-- start --

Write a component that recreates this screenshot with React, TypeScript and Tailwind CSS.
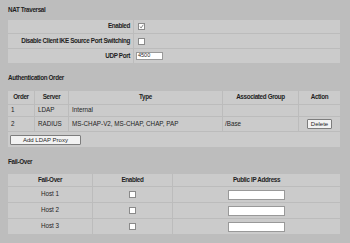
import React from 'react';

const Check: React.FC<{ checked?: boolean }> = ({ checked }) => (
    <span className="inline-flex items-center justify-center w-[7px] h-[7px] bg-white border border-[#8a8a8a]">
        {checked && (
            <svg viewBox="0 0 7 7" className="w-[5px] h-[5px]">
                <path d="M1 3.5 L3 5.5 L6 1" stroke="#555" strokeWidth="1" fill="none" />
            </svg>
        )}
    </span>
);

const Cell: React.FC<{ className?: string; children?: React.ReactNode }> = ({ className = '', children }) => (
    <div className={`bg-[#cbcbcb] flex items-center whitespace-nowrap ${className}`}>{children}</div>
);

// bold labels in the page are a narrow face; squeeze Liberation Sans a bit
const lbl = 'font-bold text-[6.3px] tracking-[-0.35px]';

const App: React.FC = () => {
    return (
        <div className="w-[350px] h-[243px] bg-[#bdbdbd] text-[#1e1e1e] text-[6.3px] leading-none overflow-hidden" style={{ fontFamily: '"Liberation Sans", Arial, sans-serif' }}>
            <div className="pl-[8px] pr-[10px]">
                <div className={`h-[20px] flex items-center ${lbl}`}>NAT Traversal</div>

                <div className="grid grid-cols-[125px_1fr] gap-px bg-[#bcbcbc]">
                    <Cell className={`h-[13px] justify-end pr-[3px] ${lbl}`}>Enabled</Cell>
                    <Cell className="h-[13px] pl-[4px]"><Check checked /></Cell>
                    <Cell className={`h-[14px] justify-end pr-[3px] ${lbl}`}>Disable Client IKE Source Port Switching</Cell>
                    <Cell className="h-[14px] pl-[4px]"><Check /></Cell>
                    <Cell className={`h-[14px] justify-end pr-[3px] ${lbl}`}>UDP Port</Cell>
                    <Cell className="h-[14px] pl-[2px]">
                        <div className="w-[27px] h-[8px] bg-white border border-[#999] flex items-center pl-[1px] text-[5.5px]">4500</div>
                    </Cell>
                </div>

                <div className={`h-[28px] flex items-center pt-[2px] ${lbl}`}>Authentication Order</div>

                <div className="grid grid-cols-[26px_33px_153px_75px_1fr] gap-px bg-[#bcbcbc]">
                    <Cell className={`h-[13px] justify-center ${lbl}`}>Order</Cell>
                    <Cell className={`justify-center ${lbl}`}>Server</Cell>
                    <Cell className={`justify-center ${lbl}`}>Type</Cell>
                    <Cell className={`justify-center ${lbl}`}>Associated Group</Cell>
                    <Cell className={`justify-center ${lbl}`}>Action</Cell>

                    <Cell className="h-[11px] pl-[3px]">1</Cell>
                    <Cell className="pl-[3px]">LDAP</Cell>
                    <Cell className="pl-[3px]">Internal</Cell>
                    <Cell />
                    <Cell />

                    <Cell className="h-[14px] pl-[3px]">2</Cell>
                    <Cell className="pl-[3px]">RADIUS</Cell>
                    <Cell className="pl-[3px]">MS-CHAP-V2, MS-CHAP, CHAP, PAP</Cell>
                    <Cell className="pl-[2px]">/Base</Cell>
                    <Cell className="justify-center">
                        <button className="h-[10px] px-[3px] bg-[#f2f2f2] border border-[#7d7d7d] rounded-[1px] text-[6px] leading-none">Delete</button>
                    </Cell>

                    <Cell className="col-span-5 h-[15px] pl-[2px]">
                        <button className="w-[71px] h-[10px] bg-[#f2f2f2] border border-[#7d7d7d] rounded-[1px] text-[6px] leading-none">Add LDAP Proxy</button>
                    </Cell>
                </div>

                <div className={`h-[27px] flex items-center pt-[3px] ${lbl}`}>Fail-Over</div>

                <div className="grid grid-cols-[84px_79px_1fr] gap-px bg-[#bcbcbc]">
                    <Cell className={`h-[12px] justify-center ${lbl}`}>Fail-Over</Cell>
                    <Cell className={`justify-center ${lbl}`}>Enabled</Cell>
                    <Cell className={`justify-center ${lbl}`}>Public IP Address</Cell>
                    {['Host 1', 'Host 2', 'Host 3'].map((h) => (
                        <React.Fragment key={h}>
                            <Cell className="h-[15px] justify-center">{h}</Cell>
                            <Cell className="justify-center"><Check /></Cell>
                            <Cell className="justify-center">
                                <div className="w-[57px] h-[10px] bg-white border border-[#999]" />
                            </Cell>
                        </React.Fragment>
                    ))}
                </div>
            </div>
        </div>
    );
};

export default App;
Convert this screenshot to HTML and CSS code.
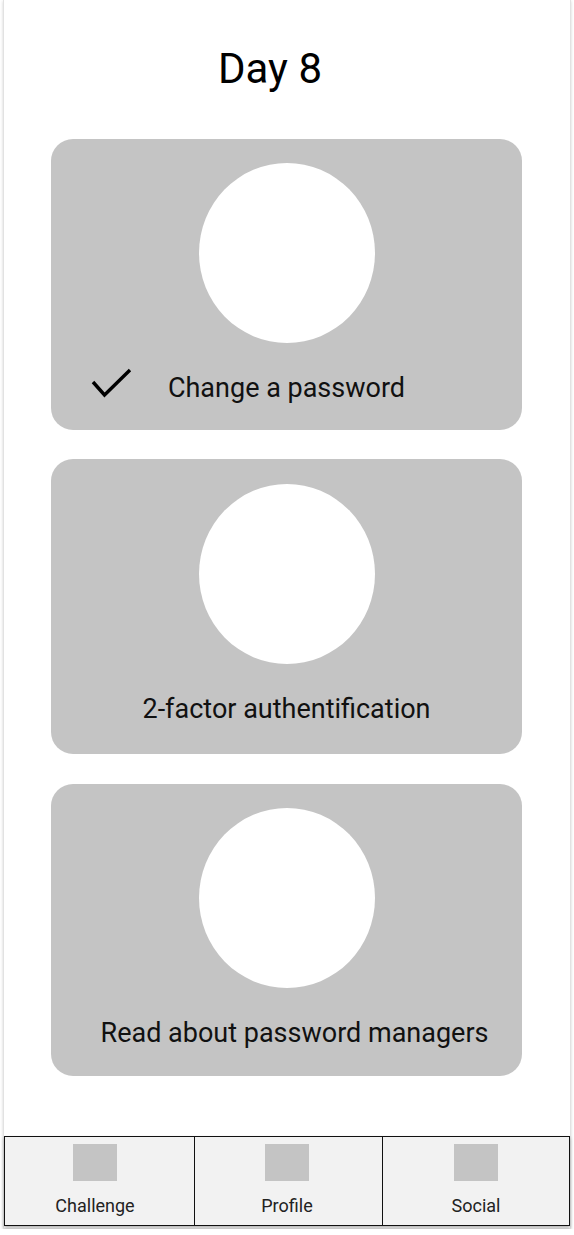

-- end --

> Stated exercise:
Set down the complete material exactly, but do not include the images.

> Full solution:
Write a component that recreates this screenshot with React, TypeScript and Tailwind CSS.
import React from 'react';

const Check: React.FC<{ checked?: boolean }> = ({ checked }) => (
    <span className="inline-flex items-center justify-center w-[7px] h-[7px] bg-white border border-[#8a8a8a]">
        {checked && (
            <svg viewBox="0 0 7 7" className="w-[5px] h-[5px]">
                <path d="M1 3.5 L3 5.5 L6 1" stroke="#555" strokeWidth="1" fill="none" />
            </svg>
        )}
    </span>
);

const Cell: React.FC<{ className?: string; children?: React.ReactNode }> = ({ className = '', children }) => (
    <div className={`bg-[#cbcbcb] flex items-center whitespace-nowrap ${className}`}>{children}</div>
);

// bold labels in the page are a narrow face; squeeze Liberation Sans a bit
const lbl = 'font-bold text-[6.3px] tracking-[-0.35px]';

const App: React.FC = () => {
    return (
        <div className="w-[350px] h-[243px] bg-[#bdbdbd] text-[#1e1e1e] text-[6.3px] leading-none overflow-hidden" style={{ fontFamily: '"Liberation Sans", Arial, sans-serif' }}>
            <div className="pl-[8px] pr-[10px]">
                <div className={`h-[20px] flex items-center ${lbl}`}>NAT Traversal</div>

                <div className="grid grid-cols-[125px_1fr] gap-px bg-[#bcbcbc]">
                    <Cell className={`h-[13px] justify-end pr-[3px] ${lbl}`}>Enabled</Cell>
                    <Cell className="h-[13px] pl-[4px]"><Check checked /></Cell>
                    <Cell className={`h-[14px] justify-end pr-[3px] ${lbl}`}>Disable Client IKE Source Port Switching</Cell>
                    <Cell className="h-[14px] pl-[4px]"><Check /></Cell>
                    <Cell className={`h-[14px] justify-end pr-[3px] ${lbl}`}>UDP Port</Cell>
                    <Cell className="h-[14px] pl-[2px]">
                        <div className="w-[27px] h-[8px] bg-white border border-[#999] flex items-center pl-[1px] text-[5.5px]">4500</div>
                    </Cell>
                </div>

                <div className={`h-[28px] flex items-center pt-[2px] ${lbl}`}>Authentication Order</div>

                <div className="grid grid-cols-[26px_33px_153px_75px_1fr] gap-px bg-[#bcbcbc]">
                    <Cell className={`h-[13px] justify-center ${lbl}`}>Order</Cell>
                    <Cell className={`justify-center ${lbl}`}>Server</Cell>
                    <Cell className={`justify-center ${lbl}`}>Type</Cell>
                    <Cell className={`justify-center ${lbl}`}>Associated Group</Cell>
                    <Cell className={`justify-center ${lbl}`}>Action</Cell>

                    <Cell className="h-[11px] pl-[3px]">1</Cell>
                    <Cell className="pl-[3px]">LDAP</Cell>
                    <Cell className="pl-[3px]">Internal</Cell>
                    <Cell />
                    <Cell />

                    <Cell className="h-[14px] pl-[3px]">2</Cell>
                    <Cell className="pl-[3px]">RADIUS</Cell>
                    <Cell className="pl-[3px]">MS-CHAP-V2, MS-CHAP, CHAP, PAP</Cell>
                    <Cell className="pl-[2px]">/Base</Cell>
                    <Cell className="justify-center">
                        <button className="h-[10px] px-[3px] bg-[#f2f2f2] border border-[#7d7d7d] rounded-[1px] text-[6px] leading-none">Delete</button>
                    </Cell>

                    <Cell className="col-span-5 h-[15px] pl-[2px]">
                        <button className="w-[71px] h-[10px] bg-[#f2f2f2] border border-[#7d7d7d] rounded-[1px] text-[6px] leading-none">Add LDAP Proxy</button>
                    </Cell>
                </div>

                <div className={`h-[27px] flex items-center pt-[3px] ${lbl}`}>Fail-Over</div>

                <div className="grid grid-cols-[84px_79px_1fr] gap-px bg-[#bcbcbc]">
                    <Cell className={`h-[12px] justify-center ${lbl}`}>Fail-Over</Cell>
                    <Cell className={`justify-center ${lbl}`}>Enabled</Cell>
                    <Cell className={`justify-center ${lbl}`}>Public IP Address</Cell>
                    {['Host 1', 'Host 2', 'Host 3'].map((h) => (
                        <React.Fragment key={h}>
                            <Cell className="h-[15px] justify-center">{h}</Cell>
                            <Cell className="justify-center"><Check /></Cell>
                            <Cell className="justify-center">
                                <div className="w-[57px] h-[10px] bg-white border border-[#999]" />
                            </Cell>
                        </React.Fragment>
                    ))}
                </div>
            </div>
        </div>
    );
};

export default App;
Convert this screenshot to HTML and CSS code.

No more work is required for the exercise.